L’idrogeno “pulito” come soluzione?

Considerare la produzione di idrogeno come risorsa chiave nella transizione ecologica appare non poco problematico. Attualmente meno dell’1% per cento dell’idrogeno prodotto nel mondo proviene da fonti rinnovabili, mentre quasi il 90% della parte rimanente è legato allo sfruttamento dalle fonti fossili, principalmente gas. Ad oggi, quindi, parlare di idrogeno significa parlare di gas fossili: lo sviluppo del primo passa per l’espansione del secondo. Maggiore sfruttamento dei gas fossili significa incremento dell’industria estrattiva ad esso collegata e investimenti dei sistemi transnazionali di lavorazione e distribuzione, quali i gasdotti, con tutti i problemi legati ai rischi ambientali e impatti a livello sociali che simili progetti comportano.

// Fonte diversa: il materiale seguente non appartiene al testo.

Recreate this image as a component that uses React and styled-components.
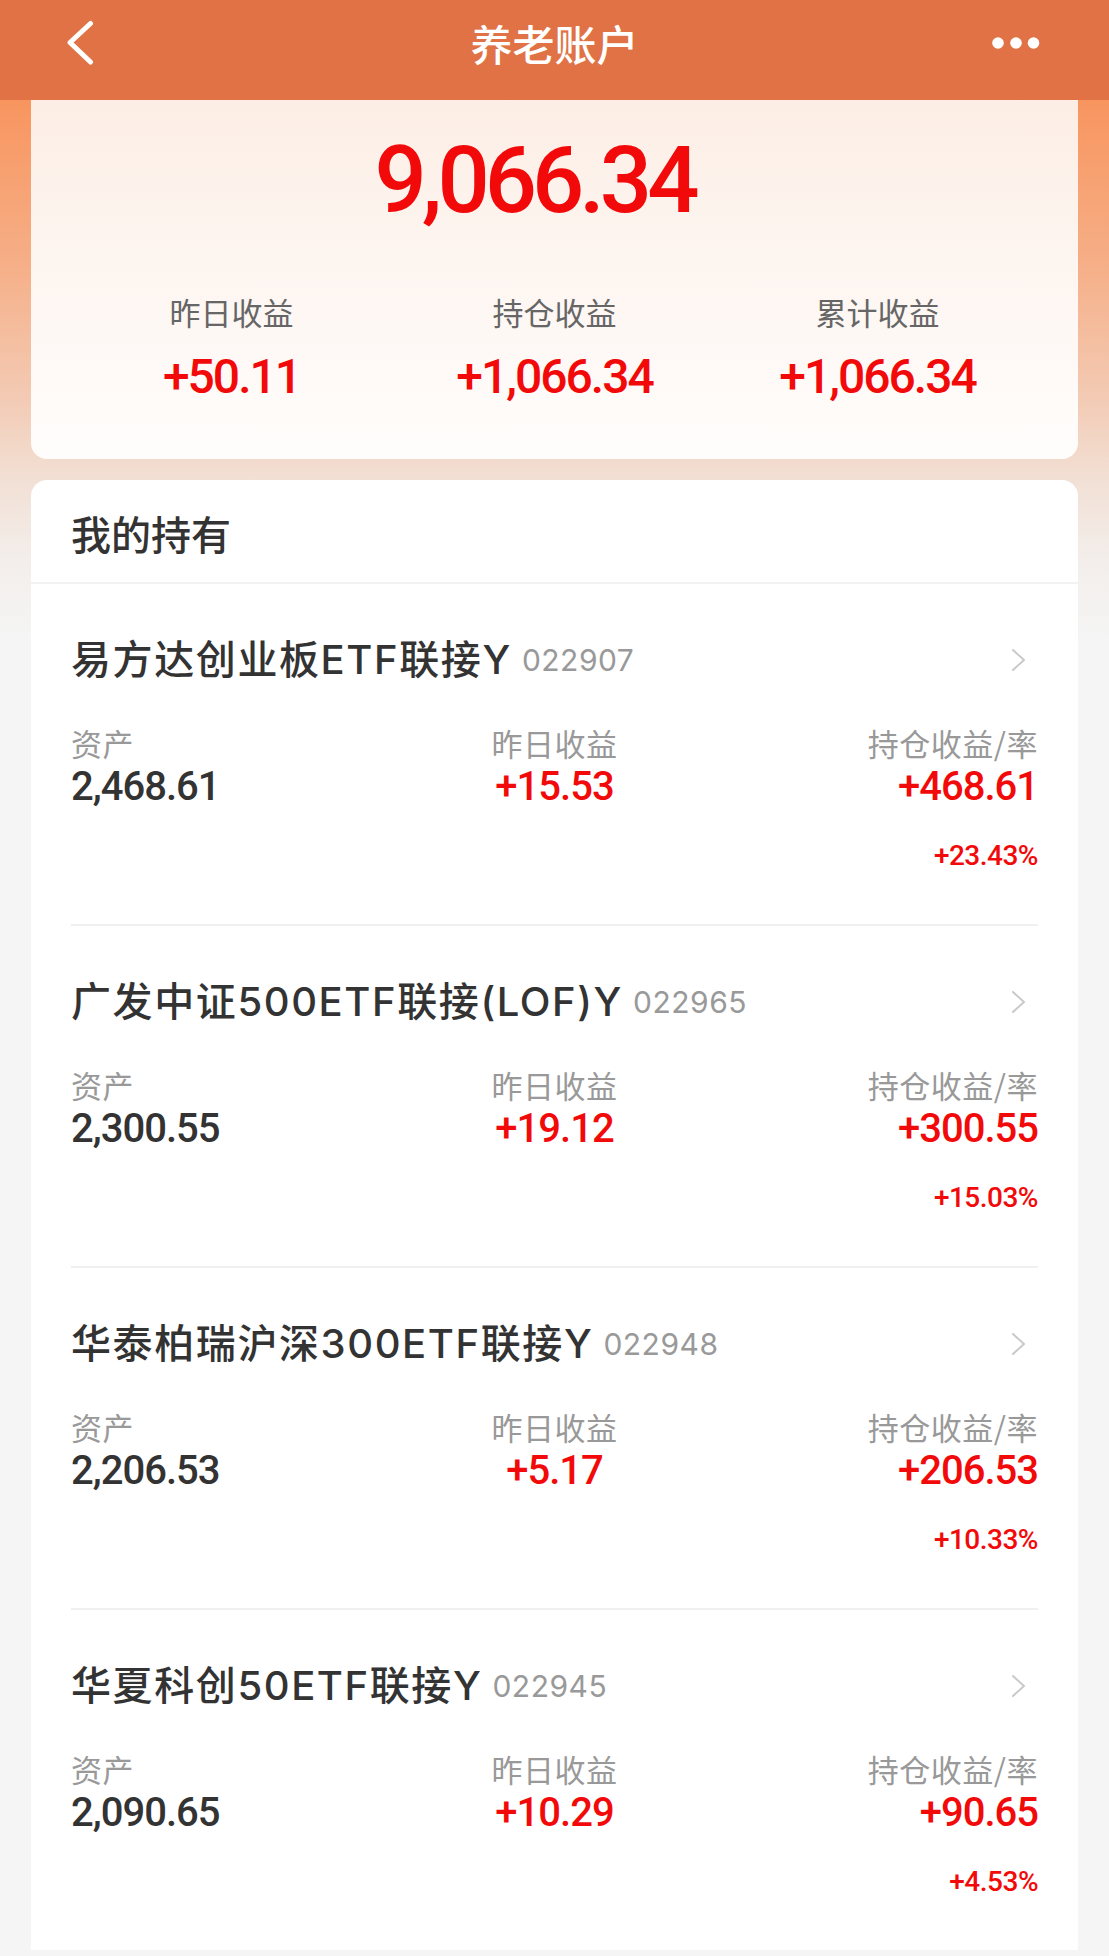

Non è un caso quindi che l’industria del gas sia la principale sostenitrice dello sviluppo dell’idrogeno. Una lobby assai influente, che vede nell’idrogeno una via maestra per accedere ai sussidi e finanziamenti europei legati al Green Deal e al Recovery Plan legati all’adeguamento e potenziamento dei gasdotti per il trasporto dell’idrogeno. Una finta riconversione verde che di fatto si ancora a un potenziamento dell’industria fossile e che l’UE appare decisa a sostenere, sacrificando in nome degli interessi dominanti del settore energetico europeo i suoi stessi obiettivi di neutralità climatica.